Do you agree that the primary opposition to the socialist-communist movement in the United States was primarily driven by the fear of socialism? That it wasn't about primarily, certainly even at the time of the Russian Revolution and so on, it wasn't about foreign espionage, it was about workers in the United States getting inspired by an idea, a revolution, that threatened the way things were owned in the United States and threatened, to use Bernie Sanders language, the American oligarchy.
Larry Tye
I definitely agree with that. If we're talking about in the 1930s and certainly through the end of World War Two, I would say that when it came to McCarthys' era in the 1950s, early 1950s, the fear was very real in terms of the Soviet Union, in terms of things like espionage.
In the months before McCarthy launched his crusade, we had watched nationalist China turn into, what looked like a threatening Red China. We had seen the atomic spies, Ethel and Julius Rosenberg arrested, tried, and sentenced to death.
We were afraid enough about the Soviet menace that we were about to teach our kids something extraordinary, which is if they put their hands over their head and did what was called, duck and cover, duck under their desks, that they would be free from the fallout of a nuclear bomb. And we were afraid, and the Soviet Union was, by that time, a relatively scary case.
And yet Joe McCarthy, like demagogues everywhere, played on that fear, but in lieu of solutions, he pointed fingers.
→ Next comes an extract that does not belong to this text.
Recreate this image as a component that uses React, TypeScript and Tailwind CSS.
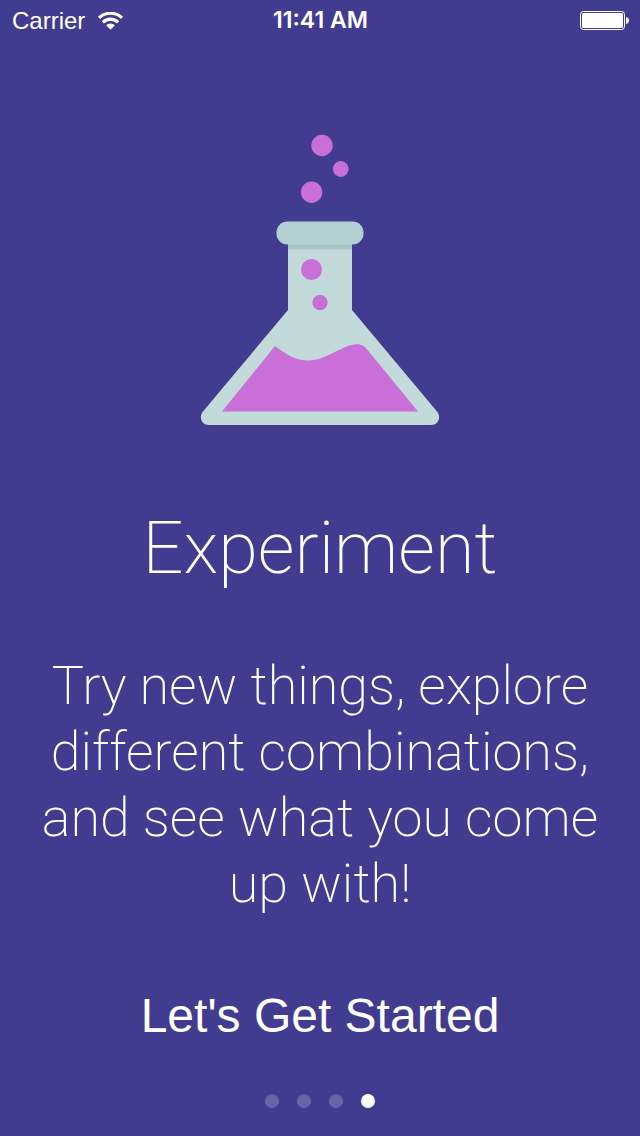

By the time McCarthy came along, most of the 24k spies in our government had been exposed. And he was pointing fingers at people who were almost entirely anything but the spies that he said they were.
It was said of Joe McCarthy, by the way, and jokingly, I think it's actually true, that he could have been dropped into the middle of Red Square on May Day and not know how to pick out a communist.
Paul Jay
Roosevelt and his vice president, Wallace, worked with the Soviet Union in an alliance against Hitler and against Japanese imperialism. If Wallace had continued to be the vice president and Roosevelt died, who knows where the 1950s would have ended up because Wallace certainly wasn't in favor of the Cold War that Truman developed with the Soviet Union.
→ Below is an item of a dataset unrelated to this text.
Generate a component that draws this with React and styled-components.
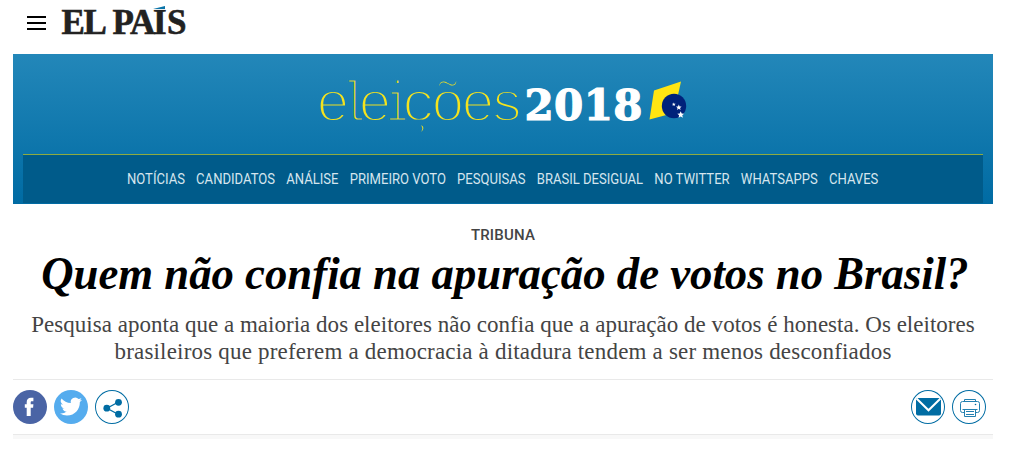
import React from "react";
import styled, { createGlobalStyle } from "styled-components";

const sections = [
  "NOTÍCIAS",
  "CANDIDATOS",
  "ANÁLISE",
  "PRIMEIRO VOTO",
  "PESQUISAS",
  "BRASIL DESIGUAL",
  "NO TWITTER",
  "WHATSAPPS",
  "CHAVES",
];

const starPath =
  "M0-3.2 .9-1.1 3.1-1 1.4.5 2 2.7 0 1.5-2 2.7-1.4.5-3.1-1-.9-1.1Z";

const Logo = () => (
  <svg width="130" height="46" viewBox="60 0 130 46">
    <LogoText x="61.5 83.500 107 112.500 130 153 167" y="34">
      EL PAÍS
    </LogoText>
    {/* the accent is a blue wedge */}
    <path d="M150 0h18v9.700h-18Z" fill="#fff" />
    <path d="M153 9 165 6v3Z" fill="#0a74a8" />
  </svg>
);

const Elections = () => (
  <svg width="380" height="84" viewBox="315 62 380 84">
    <defs>
      <linearGradient
        id="sky"
        gradientUnits="userSpaceOnUse"
        x1="0"
        y1="54"
        x2="0"
        y2="204"
      >
        <stop offset="0" stopColor="#2387b9" />
        <stop offset="1" stopColor="#006ba3" />
      </linearGradient>
    </defs>
    <ThinWord y="120.500">
      <tspan x="315.500">e</tspan>
      <tspan x="343.500" textLength="21" lengthAdjust="spacingAndGlyphs">
        l
      </tspan>
      <tspan x="357.500">e</tspan>
      <tspan x="386.500" textLength="21" lengthAdjust="spacingAndGlyphs">
        i
      </tspan>
      <tspan x="401.500 430.500 460.500 489.500">ções</tspan>
    </ThinWord>
    <Year x="524.500" y="119.700" textLength="118">
      2018
    </Year>
    <path d="M654 90.500 681 81.500 674 113 649.500 119.500Z" fill="#ffe512" />
    <circle cx="674" cy="106" r="12.200" fill="#00227a" />
    <g fill="#fff">
      <path d={starPath} transform="translate(673.8 104.4) scale(.6)" />
      <path d={starPath} transform="translate(678.800 107.500) scale(.9)" />
      <path d={starPath} transform="translate(680.700 114.800) scale(1.1)" />
    </g>
  </svg>
);

const App = () => {
  return (
    <>
      <GlobalStyle />
      <Page>
        <Header>
          <MenuButton aria-label="Menu">
            <Bar />
            <Bar />
            <Bar />
          </MenuButton>
          <Logo />
        </Header>
        <Banner>
          <BannerTitle>
            <Elections />
          </BannerTitle>
          <Nav>
            <NavList>
              {sections.map((name) => (
                <NavItem key={name}>{name}</NavItem>
              ))}
            </NavList>
          </Nav>
        </Banner>
        <Kicker>TRIBUNA</Kicker>
        <Headline>Quem não confia na apuração de votos no Brasil?</Headline>
        <Summary>
          <SummaryLine>
            Pesquisa aponta que a maioria dos eleitores não confia que a
            apuração de votos é honesta. Os eleitores
          </SummaryLine>
          <SummaryLine $spacing="0.19px">
            brasileiros que preferem a democracia à ditadura tendem a ser menos
            desconfiados
          </SummaryLine>
        </Summary>
        <ShareBar>
          <Group>
            <RoundButton $fill="#4a64a5" aria-label="Facebook">
              <svg width="34" height="34" viewBox="0 0 34 34">
                <path
                  d="M13.700 26v-8.300h-1.900v-3.400h1.900v-2c0-3 1.500-4.500 4.300-4.500h2.400v3.400H19c-1 0-1.300.5-1.300 1.300v1.800h2.700l-.3 3.400h-2.400V26Z"
                  fill="#fff"
                />
              </svg>
            </RoundButton>
            <RoundButton $fill="#55acee" aria-label="Twitter">
              <svg width="34" height="34" viewBox="0 0 34 34">
                <path
                  transform="translate(6 5.500) scale(.92)"
                  d="M23.950 4.570a10 10 0 0 1-2.820.77 4.960 4.960 0 0 0 2.160-2.720c-.95.550-2 .950-3.130 1.180a4.920 4.920 0 0 0-8.380 4.480C7.690 8.100 4.070 6.130 1.640 3.160a4.900 4.900 0 0 0 1.520 6.570 4.900 4.900 0 0 1-2.230-.61v.06a4.920 4.920 0 0 0 3.950 4.830 5 5 0 0 1-2.210.08 4.940 4.940 0 0 0 4.600 3.420A9.870 9.870 0 0 1 0 19.540a13.990 13.990 0 0 0 7.550 2.210c9.050 0 14-7.500 14-13.980 0-.21 0-.42-.02-.63a9.940 9.940 0 0 0 2.420-2.570Z"
                  fill="#fff"
                />
              </svg>
            </RoundButton>
            <RoundButton aria-label="Compartilhar">
              <svg width="34" height="34" viewBox="0 0 34 34">
                <path
                  d="M23.500 12 12 18.200 23.500 24.500"
                  fill="none"
                  stroke="#006ca3"
                  strokeWidth="1.300"
                />
                <g fill="#006ca3">
                  <circle cx="23.500" cy="12.300" r="3.400" />
                  <circle cx="11.800" cy="18.200" r="3.400" />
                  <circle cx="23.500" cy="24.200" r="3.400" />
                </g>
              </svg>
            </RoundButton>
          </Group>
          <Group>
            <RoundButton aria-label="Enviar por e-mail">
              <svg width="34" height="34" viewBox="0 0 34 34">
                <rect
                  x="5"
                  y="8"
                  width="25"
                  height="17.500"
                  rx="2"
                  fill="#006ca3"
                />
                <path
                  d="M5.500 8.500 17.500 20.300 29.500 8.500"
                  fill="none"
                  stroke="#fff"
                  strokeWidth="2"
                />
              </svg>
            </RoundButton>
            <RoundButton aria-label="Imprimir">
              <svg width="34" height="34" viewBox="0 0 34 34">
                <g fill="none" stroke="#2380b0">
                  <path d="M12.500 11.500v-2h11v2" />
                  <path d="M12.500 22.500h-2a2 2 0 0 1-2-2v-7a2 2 0 0 1 2-2h15a2 2 0 0 1 2 2v7a2 2 0 0 1-2 2h-2" />
                  <path d="M10.500 19.500h15M12.500 19.500v7h11v-7M14 21.500h8M14 24.500h8" />
                </g>
                <circle cx="23.500" cy="14.500" r=".8" fill="#006ca3" />
              </svg>
            </RoundButton>
          </Group>
        </ShareBar>
        <Strip />
      </Page>
    </>
  );
};

const GlobalStyle = createGlobalStyle`
  body {
    margin: 0;
    background-color: white;
    overflow: hidden;
  }
`;

const Page = styled.div`
  width: 980px;
  height: 451px;
  margin-left: 13px;
`;

const Header = styled.header`
  display: flex;
  align-items: flex-start;
  height: 54px;
`;

const MenuButton = styled.button`
  display: flex;
  flex-direction: column;
  gap: 4px;
  padding: 16px 14px 0;
  border: 0;
  background: none;
`;

const Bar = styled.span`
  width: 19px;
  height: 2px;
  background-color: black;
`;

const LogoText = styled.text`
  font-family: "Liberation Serif", serif;
  font-size: 35px;
  font-weight: bold;
  fill: #222;
  stroke: #222;
  stroke-width: 0.6px;
`;

const Banner = styled.section`
  display: flex;
  flex-direction: column;
  height: 150px;
  padding: 0 10px 1px;
  box-sizing: border-box;
  background: linear-gradient(#2387b9, #006ba3);
`;

const BannerTitle = styled.div`
  height: 100px;
  padding: 8px 0 0 292px;
  box-sizing: border-box;
`;

/* the outline takes the banner colours and eats into the strokes */
const ThinWord = styled.text`
  font-family: "Liberation Mono", monospace;
  font-size: 58px;
  fill: #f5e31d;
  stroke: url(#sky);
  stroke-width: 2.8px;
`;

const Year = styled.text`
  font-family: "DejaVu Serif", serif;
  font-size: 42px;
  font-weight: bold;
  fill: white;
  stroke: white;
  stroke-width: 1.2px;
`;

const Nav = styled.nav`
  display: flex;
  flex: 1;
  align-items: center;
  justify-content: center;
  border-top: 1px solid #8fab3f;
  background-color: #005b8a;
`;

const NavList = styled.div`
  display: flex;
  gap: 12px;
  transform: scaleX(0.933);
`;

const NavItem = styled.a`
  font-family: Roboto, sans-serif;
  font-size: 14px;
  line-height: 16px;
  white-space: nowrap;
  color: #d5e5ee;
`;

const Kicker = styled.div`
  margin-top: 22px;
  font-family: Roboto, sans-serif;
  font-size: 15px;
  font-weight: 500;
  letter-spacing: 0.2px;
  line-height: 18px;
  text-align: center;
  color: #444;
`;

const Headline = styled.h1`
  margin: 3px 0 0;
  padding-left: 4px;
  font-family: "Liberation Serif", serif;
  font-size: 47px;
  font-style: italic;
  line-height: 52px;
  white-space: nowrap;
  text-align: center;
  color: black;
  transform: scaleX(0.952);
`;

const Summary = styled.h2`
  margin: 12px 0 0;
  font-family: "Liberation Serif", serif;
  font-size: 23px;
  font-weight: normal;
  line-height: 27px;
  text-align: center;
  color: #444;
`;

const SummaryLine = styled.span`
  display: block;
  white-space: nowrap;
  letter-spacing: ${({ $spacing }) => $spacing || "0.02px"};
`;

const ShareBar = styled.div`
  display: flex;
  align-items: center;
  justify-content: space-between;
  height: 56px;
  margin-top: 14px;
  padding-right: 7px;
  box-sizing: border-box;
  border-top: 1px solid #e9e9e9;
  border-bottom: 1px solid #e9e9e9;
`;

const Group = styled.div`
  display: flex;
  gap: 7px;
`;

const RoundButton = styled.button`
  display: flex;
  width: 34px;
  height: 34px;
  padding: 0;
  border: 0;
  border-radius: 50%;
  background-color: ${({ $fill }) => $fill || "white"};
  box-shadow: ${({ $fill }) => ($fill ? "none" : "inset 0 0 0 1px #006ca3")};
`;

const Strip = styled.div`
  height: 4px;
  background-color: #f8f8f8;
`;

export default App;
The origins of this Cold War, according to people like Daniel Ellsberg, who worked with the Rand Corporation, (offers research and analysis to the United States Armed Forces), and wrote a book, "Doomsday Machine", I should say, I'm working with Ellsberg doing a documentary about that book. He was a quite convinced Cold Warrior. He was a Democrat, but that certainly means nothing because a lot of the Cold War was initiated under the Democratic Party.
He came to the conclusion and what he came to learn was certainly known at the highest political levels in the United States and military, that there was no expansionist Soviet threat, that the Soviet Union was in a defensive posture, that the missile gap didn't exist, that the United States at the time of the talk of the missile gap, which was a big impetus towards the further militarization of the United States, that the missile gap actually was the other way around. The United States had 200 ICBMs at a time the Soviet Union had four, and that the whole threat of the Soviet expansionism globally was really exaggerated to justify this development of what Eisenhower when I went on to call the industrial-military complex.
So to a large extent, do you think that both Nixon going after Alger Hiss, (an American government official accused in 1948 of spying for the Soviet Union), and McCarthy, if I understand it correctly, kicked his career off with that as well. The Alger Hiss case, which still seems like Hiss was not guilty of anything, although the debate continues.
But, to use the Ellsberg phrase, and I'm quoting him directly here, he's come to the conclusion now that, "the Cold War was essentially a subsidy for the aerospace industry, and that drove a lot of this anti-communist fervor,". What do you think of that?
Larry Tye
So I'm a fan of Ellsberg. He blurbed my McCarthy book. He posted a talk from my Bobby Kennedy book. But I don't pretend to be enough of a scholar in terms of the broader issues of the origins of the Cold War and what the Soviet Union was doing. I find Ellsberg's arguments very convincing. What I do know is that Joe McCarthy had no clue about anything that the Soviet Union was doing. And what he was doing was not looking for a way to respond to a real or perceived fear of the Soviet Union. What he was doing was a way to get into the limelight and not become a one-term senator that looked like he would be in 1950 when he launched his crusade. His crusade is a sign of his cynicism, and that's a sign of his cluelessness about the issues that we're talking about. When he went to Wheeling, West Virginia in February 1950, in a speech that launched his whole crusade against communism and McCarthyism. He brought with him in his briefcase two speeches. One was a snoozer of a speech on national housing policy, which is something he knew something about, and had he pulled that speech out of his briefcase, you and I wouldn't be discussing him 70 years later, he would have been a one-term senator and he would have been a forgotten senator.
Instead, he pulled out of his briefcase his second speech that he hadn't read and on a topic that he knew absolutely nothing about. He waived that speech in the air to his audience, in front of his audience, that night in Wheeling, West Virginia. And he said, I have in my hand a list of 205 spies at the US State Department, and this is what the threat to America is all about, and if we would only root out these spies, we'd be a whole lot safer country. Now, he didn't have in his hand a list of the 205 spies at the State Department because they didn't exist.
He didn't care about that. What he cared about was that in two days, within two days, he was on page one of every newspaper in America and he never looked back. His charges were generally on page one. The responses to his charges were, generally a day later, on page 24.
Joe McCarthy knew the way the demagogues have an instinctive sense of how to play to the press and manipulate the press and how to play on the public's fears. So whether Ellsberg is right or wrong, the public was afraid, back in 1950 in whether there were spies or not still left in the government, and I'm convinced there weren't many. Joe McCarthy had no clue who they were and didn't care much, he cared about getting power and holding on to it, with little sense of what he would do with that power.
And in the process of this, what we're talking about now is important not just because of who Joe McCarthy was and because of ancient history 50 years ago. It's important, I think because this is the model. He was the archetype for demagogues who came after. And what we see 70 years ago is a template for what we see going on in Washington today.